>> BEGIN RECORDED INFORMATION
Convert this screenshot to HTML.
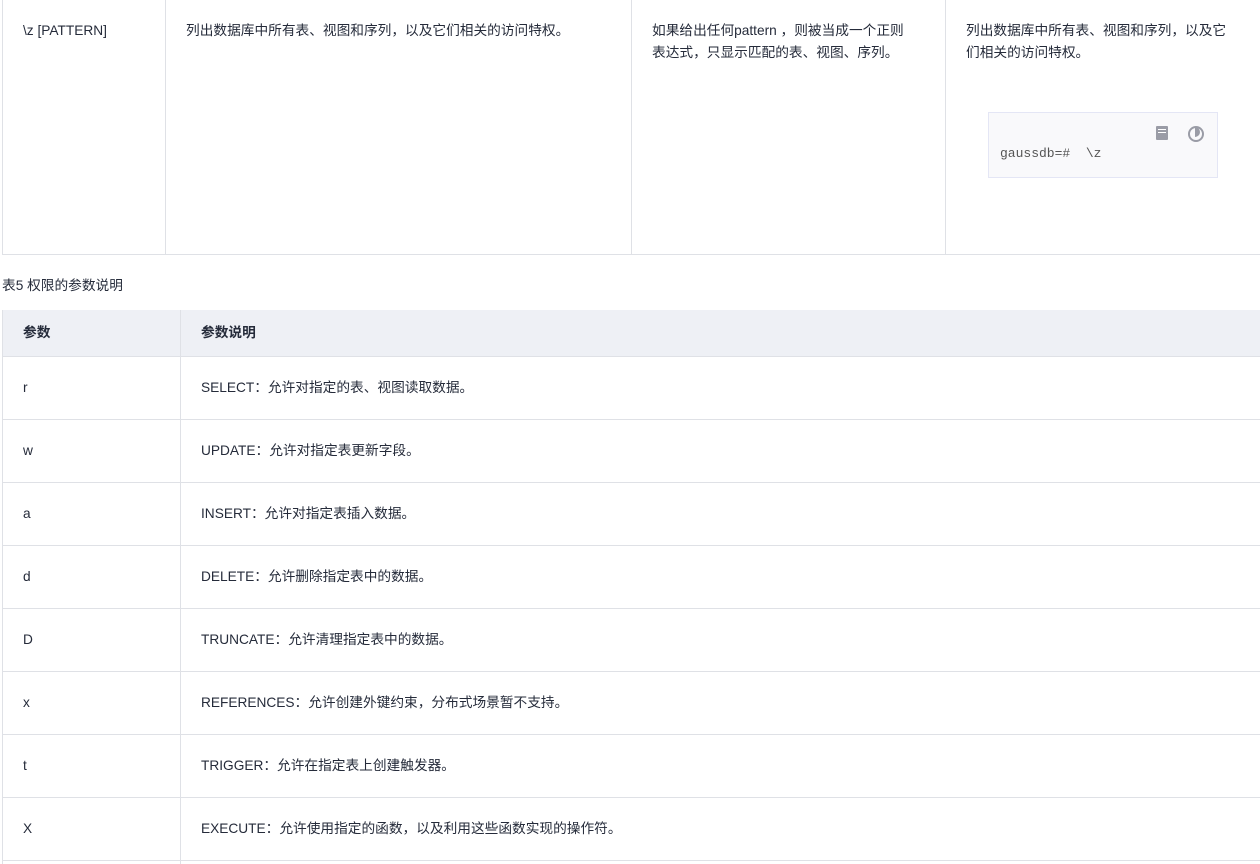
<!DOCTYPE html><html><head><meta charset="utf-8"><style>
body{margin:0;width:1260px;height:864px;overflow:hidden;background:#fff;font-family:"Liberation Sans","Noto Sans CJK SC",sans-serif;font-size:13.7px;color:#252b3a;position:relative}
.a{position:absolute}
.vl{position:absolute;width:1px;background:#dfe1e6}
.hl{position:absolute;height:1px;background:#dfe1e6}
.t{position:absolute;line-height:22px}
</style></head><body>
<div class="vl" style="left:2px;top:0;height:255px"></div>
<div class="vl" style="left:165px;top:0;height:255px"></div>
<div class="vl" style="left:631px;top:0;height:255px"></div>
<div class="vl" style="left:945px;top:0;height:255px"></div>
<div class="hl" style="left:2px;top:254px;width:1258px"></div>
<div class="t" style="left:23px;top:20px">\z [PATTERN]</div>
<div class="t" style="left:186px;top:20px">列出数据库中所有表、视图和序列，以及它们相关的访问特权。</div>
<div class="t" style="left:652px;top:20px;width:262px">如果给出任何pattern ，则被当成一个正则表达式，只显示匹配的表、视图、序列。</div>
<div class="t" style="left:966px;top:20px;width:270px">列出数据库中所有表、视图和序列，以及它们相关的访问特权。</div>
<div class="a" style="left:988px;top:112px;width:228px;height:64px;background:#f9f9fb;border:1px solid #e4e6f5"></div>
<div class="a" style="left:1156px;top:126px;width:12px;height:14px;background:#9a9ca6;border-radius:1px"></div>
<div class="a" style="left:1158px;top:129px;width:8px;height:1px;background:#fff"></div>
<div class="a" style="left:1158px;top:132px;width:8px;height:1px;background:#fff"></div>
<div class="a" style="left:1188px;top:126px;width:12px;height:12px;border:2px solid #9a9ca6;border-radius:50%"></div>
<div class="a" style="left:1190px;top:127px;width:10px;height:10px;border-radius:50%;background:#9a9ca6;clip-path:inset(0 0 0 50%)"></div>
<div class="t" style="left:1000px;top:143px;font-family:'Liberation Mono',monospace;font-size:13px;color:#555;white-space:pre">gaussdb=#  \z</div>
<div class="t" style="left:2px;top:275px">表5 权限的参数说明</div>
<div class="a" style="left:2px;top:310px;width:1258px;height:46px;background:#eef0f5"></div>
<div class="vl" style="left:2px;top:310px;height:554px"></div>
<div class="vl" style="left:180px;top:310px;height:554px"></div>
<div class="hl" style="left:2px;top:356px;width:1258px"></div>
<div class="hl" style="left:2px;top:419px;width:1258px"></div>
<div class="hl" style="left:2px;top:482px;width:1258px"></div>
<div class="hl" style="left:2px;top:545px;width:1258px"></div>
<div class="hl" style="left:2px;top:608px;width:1258px"></div>
<div class="hl" style="left:2px;top:671px;width:1258px"></div>
<div class="hl" style="left:2px;top:734px;width:1258px"></div>
<div class="hl" style="left:2px;top:797px;width:1258px"></div>
<div class="hl" style="left:2px;top:860px;width:1258px"></div>
<div class="t" style="left:23px;top:322px;font-weight:bold">参数</div>
<div class="t" style="left:201px;top:322px;font-weight:bold">参数说明</div>
<div class="t" style="left:23px;top:377px">r</div><div class="t" style="left:201px;top:377px">SELECT：允许对指定的表、视图读取数据。</div>
<div class="t" style="left:23px;top:440px">w</div><div class="t" style="left:201px;top:440px">UPDATE：允许对指定表更新字段。</div>
<div class="t" style="left:23px;top:503px">a</div><div class="t" style="left:201px;top:503px">INSERT：允许对指定表插入数据。</div>
<div class="t" style="left:23px;top:566px">d</div><div class="t" style="left:201px;top:566px">DELETE：允许删除指定表中的数据。</div>
<div class="t" style="left:23px;top:629px">D</div><div class="t" style="left:201px;top:629px">TRUNCATE：允许清理指定表中的数据。</div>
<div class="t" style="left:23px;top:692px">x</div><div class="t" style="left:201px;top:692px">REFERENCES：允许创建外键约束，分布式场景暂不支持。</div>
<div class="t" style="left:23px;top:755px">t</div><div class="t" style="left:201px;top:755px">TRIGGER：允许在指定表上创建触发器。</div>
<div class="t" style="left:23px;top:818px">X</div><div class="t" style="left:201px;top:818px">EXECUTE：允许使用指定的函数，以及利用这些函数实现的操作符。</div>
</body></html>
>> END RECORDED INFORMATION
* YOUR GOAL *
Transcribe the listing above verbatim. Omit the pictures.

* RESULT OF THIS TASK *
Convert this screenshot to HTML.
<!DOCTYPE html><html><head><meta charset="utf-8"><style>
body{margin:0;width:1260px;height:864px;overflow:hidden;background:#fff;font-family:"Liberation Sans","Noto Sans CJK SC",sans-serif;font-size:13.7px;color:#252b3a;position:relative}
.a{position:absolute}
.vl{position:absolute;width:1px;background:#dfe1e6}
.hl{position:absolute;height:1px;background:#dfe1e6}
.t{position:absolute;line-height:22px}
</style></head><body>
<div class="vl" style="left:2px;top:0;height:255px"></div>
<div class="vl" style="left:165px;top:0;height:255px"></div>
<div class="vl" style="left:631px;top:0;height:255px"></div>
<div class="vl" style="left:945px;top:0;height:255px"></div>
<div class="hl" style="left:2px;top:254px;width:1258px"></div>
<div class="t" style="left:23px;top:20px">\z [PATTERN]</div>
<div class="t" style="left:186px;top:20px">列出数据库中所有表、视图和序列，以及它们相关的访问特权。</div>
<div class="t" style="left:652px;top:20px;width:262px">如果给出任何pattern ，则被当成一个正则表达式，只显示匹配的表、视图、序列。</div>
<div class="t" style="left:966px;top:20px;width:270px">列出数据库中所有表、视图和序列，以及它们相关的访问特权。</div>
<div class="a" style="left:988px;top:112px;width:228px;height:64px;background:#f9f9fb;border:1px solid #e4e6f5"></div>
<div class="a" style="left:1156px;top:126px;width:12px;height:14px;background:#9a9ca6;border-radius:1px"></div>
<div class="a" style="left:1158px;top:129px;width:8px;height:1px;background:#fff"></div>
<div class="a" style="left:1158px;top:132px;width:8px;height:1px;background:#fff"></div>
<div class="a" style="left:1188px;top:126px;width:12px;height:12px;border:2px solid #9a9ca6;border-radius:50%"></div>
<div class="a" style="left:1190px;top:127px;width:10px;height:10px;border-radius:50%;background:#9a9ca6;clip-path:inset(0 0 0 50%)"></div>
<div class="t" style="left:1000px;top:143px;font-family:'Liberation Mono',monospace;font-size:13px;color:#555;white-space:pre">gaussdb=#  \z</div>
<div class="t" style="left:2px;top:275px">表5 权限的参数说明</div>
<div class="a" style="left:2px;top:310px;width:1258px;height:46px;background:#eef0f5"></div>
<div class="vl" style="left:2px;top:310px;height:554px"></div>
<div class="vl" style="left:180px;top:310px;height:554px"></div>
<div class="hl" style="left:2px;top:356px;width:1258px"></div>
<div class="hl" style="left:2px;top:419px;width:1258px"></div>
<div class="hl" style="left:2px;top:482px;width:1258px"></div>
<div class="hl" style="left:2px;top:545px;width:1258px"></div>
<div class="hl" style="left:2px;top:608px;width:1258px"></div>
<div class="hl" style="left:2px;top:671px;width:1258px"></div>
<div class="hl" style="left:2px;top:734px;width:1258px"></div>
<div class="hl" style="left:2px;top:797px;width:1258px"></div>
<div class="hl" style="left:2px;top:860px;width:1258px"></div>
<div class="t" style="left:23px;top:322px;font-weight:bold">参数</div>
<div class="t" style="left:201px;top:322px;font-weight:bold">参数说明</div>
<div class="t" style="left:23px;top:377px">r</div><div class="t" style="left:201px;top:377px">SELECT：允许对指定的表、视图读取数据。</div>
<div class="t" style="left:23px;top:440px">w</div><div class="t" style="left:201px;top:440px">UPDATE：允许对指定表更新字段。</div>
<div class="t" style="left:23px;top:503px">a</div><div class="t" style="left:201px;top:503px">INSERT：允许对指定表插入数据。</div>
<div class="t" style="left:23px;top:566px">d</div><div class="t" style="left:201px;top:566px">DELETE：允许删除指定表中的数据。</div>
<div class="t" style="left:23px;top:629px">D</div><div class="t" style="left:201px;top:629px">TRUNCATE：允许清理指定表中的数据。</div>
<div class="t" style="left:23px;top:692px">x</div><div class="t" style="left:201px;top:692px">REFERENCES：允许创建外键约束，分布式场景暂不支持。</div>
<div class="t" style="left:23px;top:755px">t</div><div class="t" style="left:201px;top:755px">TRIGGER：允许在指定表上创建触发器。</div>
<div class="t" style="left:23px;top:818px">X</div><div class="t" style="left:201px;top:818px">EXECUTE：允许使用指定的函数，以及利用这些函数实现的操作符。</div>
</body></html>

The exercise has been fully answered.